Starlink Beta: The Good, The Bad, And The Ugly

I was recently invited to join the closed beta for SpaceX Starlink satellite internet. Over the coming months, I plan to document what I learn, the good, the bad, and the ugly. I will also be posting videos when appropriate on my personal youtube channel. For full disclosure, I am not receiving any compensation for this, but I am an employee of VMware, will be using VMware products where relevant, I will do my best to remain agnostic where possible.

In order to appropriately test this solution, three variables are highly critical.

  • Download speed – How fast can you retrieve things from the internet, important for streaming television and music.
  • Upload speed – How fast can you send things out over the internet, particularly important for online gaming and video calls.
  • Latency – How long does it take traffic to make a round trip from you to your virtual destination and return, critical for voice, video, gaming, basically anything you want to do on the modern internet.

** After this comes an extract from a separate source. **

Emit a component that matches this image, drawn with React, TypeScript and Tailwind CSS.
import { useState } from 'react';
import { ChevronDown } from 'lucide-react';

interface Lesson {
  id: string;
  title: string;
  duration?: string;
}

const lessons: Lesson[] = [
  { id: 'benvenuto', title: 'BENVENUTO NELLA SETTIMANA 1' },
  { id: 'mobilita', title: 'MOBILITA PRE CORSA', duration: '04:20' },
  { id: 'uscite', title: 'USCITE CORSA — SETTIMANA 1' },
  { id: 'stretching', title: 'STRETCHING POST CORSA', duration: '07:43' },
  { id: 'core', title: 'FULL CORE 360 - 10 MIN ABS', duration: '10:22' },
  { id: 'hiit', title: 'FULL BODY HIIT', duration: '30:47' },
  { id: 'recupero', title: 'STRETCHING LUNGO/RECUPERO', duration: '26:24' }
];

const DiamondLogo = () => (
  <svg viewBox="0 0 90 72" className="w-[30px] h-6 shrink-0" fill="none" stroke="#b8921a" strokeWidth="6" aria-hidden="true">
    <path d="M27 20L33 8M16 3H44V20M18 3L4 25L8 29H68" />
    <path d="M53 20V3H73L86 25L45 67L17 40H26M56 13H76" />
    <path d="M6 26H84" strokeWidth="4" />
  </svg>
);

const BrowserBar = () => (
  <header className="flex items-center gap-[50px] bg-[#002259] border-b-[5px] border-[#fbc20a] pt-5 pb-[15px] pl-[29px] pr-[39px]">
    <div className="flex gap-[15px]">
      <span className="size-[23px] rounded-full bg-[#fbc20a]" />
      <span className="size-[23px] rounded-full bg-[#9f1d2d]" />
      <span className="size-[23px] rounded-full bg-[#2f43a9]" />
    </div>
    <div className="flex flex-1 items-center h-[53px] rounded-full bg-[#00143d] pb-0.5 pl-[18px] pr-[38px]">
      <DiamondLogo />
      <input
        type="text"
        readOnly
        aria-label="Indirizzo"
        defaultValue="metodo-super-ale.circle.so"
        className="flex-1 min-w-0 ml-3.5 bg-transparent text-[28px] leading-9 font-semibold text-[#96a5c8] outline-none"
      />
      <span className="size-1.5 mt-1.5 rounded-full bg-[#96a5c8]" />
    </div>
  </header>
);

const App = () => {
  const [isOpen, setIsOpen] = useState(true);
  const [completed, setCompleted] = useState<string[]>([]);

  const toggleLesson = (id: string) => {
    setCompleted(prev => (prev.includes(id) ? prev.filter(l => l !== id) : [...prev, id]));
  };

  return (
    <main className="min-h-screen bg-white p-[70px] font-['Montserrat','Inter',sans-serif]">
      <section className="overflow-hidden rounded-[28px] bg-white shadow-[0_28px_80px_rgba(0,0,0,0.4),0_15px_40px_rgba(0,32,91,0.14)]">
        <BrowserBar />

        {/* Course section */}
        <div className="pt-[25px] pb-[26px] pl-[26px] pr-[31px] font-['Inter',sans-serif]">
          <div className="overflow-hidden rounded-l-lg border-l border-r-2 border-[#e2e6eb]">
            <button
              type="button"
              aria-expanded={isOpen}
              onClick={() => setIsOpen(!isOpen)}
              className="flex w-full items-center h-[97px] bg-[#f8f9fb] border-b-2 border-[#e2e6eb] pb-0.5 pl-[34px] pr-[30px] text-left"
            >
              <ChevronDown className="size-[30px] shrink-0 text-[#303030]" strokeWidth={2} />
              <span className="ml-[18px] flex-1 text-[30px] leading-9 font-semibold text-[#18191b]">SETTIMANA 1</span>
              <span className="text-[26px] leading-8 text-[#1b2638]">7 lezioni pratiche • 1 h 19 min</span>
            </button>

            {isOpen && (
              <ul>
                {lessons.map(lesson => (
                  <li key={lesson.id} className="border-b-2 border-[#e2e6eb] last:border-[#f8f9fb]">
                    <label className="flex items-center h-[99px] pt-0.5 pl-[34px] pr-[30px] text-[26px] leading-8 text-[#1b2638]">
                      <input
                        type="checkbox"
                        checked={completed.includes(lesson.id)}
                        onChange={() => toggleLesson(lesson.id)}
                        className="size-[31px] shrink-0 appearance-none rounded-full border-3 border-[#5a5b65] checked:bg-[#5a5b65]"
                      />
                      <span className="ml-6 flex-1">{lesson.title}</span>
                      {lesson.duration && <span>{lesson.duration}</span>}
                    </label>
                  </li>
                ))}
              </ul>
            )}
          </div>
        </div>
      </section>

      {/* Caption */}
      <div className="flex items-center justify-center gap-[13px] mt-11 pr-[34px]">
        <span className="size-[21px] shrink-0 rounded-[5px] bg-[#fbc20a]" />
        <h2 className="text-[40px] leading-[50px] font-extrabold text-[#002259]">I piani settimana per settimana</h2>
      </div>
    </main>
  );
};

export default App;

To set up the appropriate test environment I needed an isolated test network that would not impact my current production internet where my family works and plays, but also to be able to access that network securely to review the results. I also needed historical data on the performance as outlined above.

Remote Access

For the remote access, I initially set up port forwarding on my own personal router which I used to bypass the wifi-router that came with the Starlink beta. After testing, and contacting support, it was determined this is on the roadmap but not currently available. I then tried using publicly available cloud-based services for remote connectivity. This was acceptable, but much too slow, mostly due to issues on the Starlink side. I finally settled on leveraging my home wireguard VPN server and a wireguard client on a Linux server running on the Starlink network, effectively bridging the two networks with significant security restrictions, similar to the picture below.

The procedure to install and configure both the server and clients for wireguard can be found at https://www.wireguard.com/. I personally run the Linux Server Wireguard Docker image for my server.

In order to access the test network, I leave the VPN on the Starlink Test Linux Server always connected. I can then VPN into the local VPN server on the production network and then access the VPN interface of the Test Linux Server where I am running my graphing. When I have more time I will add the static routes to my firewall but for now this seems to work well.

Performance Monitoring

Performance monitoring over time was a particular challenge. My original thought was to leverage one of the speedtest CLI scripts, output to a CSV file, and use Python to display that in a website. After some research though and several failed tests, I discovered https://github.com/frdmn/docker-speedtest-grafana. This is far from a perfect solution, I have had it simply stop responding several times, forcing me to restart the docker containers, but for what I need, this is a perfect and simple solution. I deployed, and testing continues, but here are some raw outputs of the script running every 1 min for the past several hours.

As you can see, the latency does have some fairly big spikes, and the speed is pretty variable. I anticipate the speeds to increase latency to decrease as more satellites are launched, which appears to be happening quarterly or more often. I have noticed regular drops every hour or two for 1-3 min, I believe this is due to handoff between satellites, and I believe it will be resolved in the next few launches.

I will write up more of the testing, and post more videos as I find new and interesting things to show, but for now, this is a solid beta product. Some of my upcoming tests will include introducing software-defined WAN products to see if it helps with latency/jitter on the connection, and bonding connections to see if a slow but stable connection can help to smooth out some of the outages.

I firmly believe this is the future of connectivity and can make the world a better place by connecting more people and allowing those living in areas with less internet access to become more self-sufficient. The opportunities are there it is up to each of us to take them and to help each other do more great things.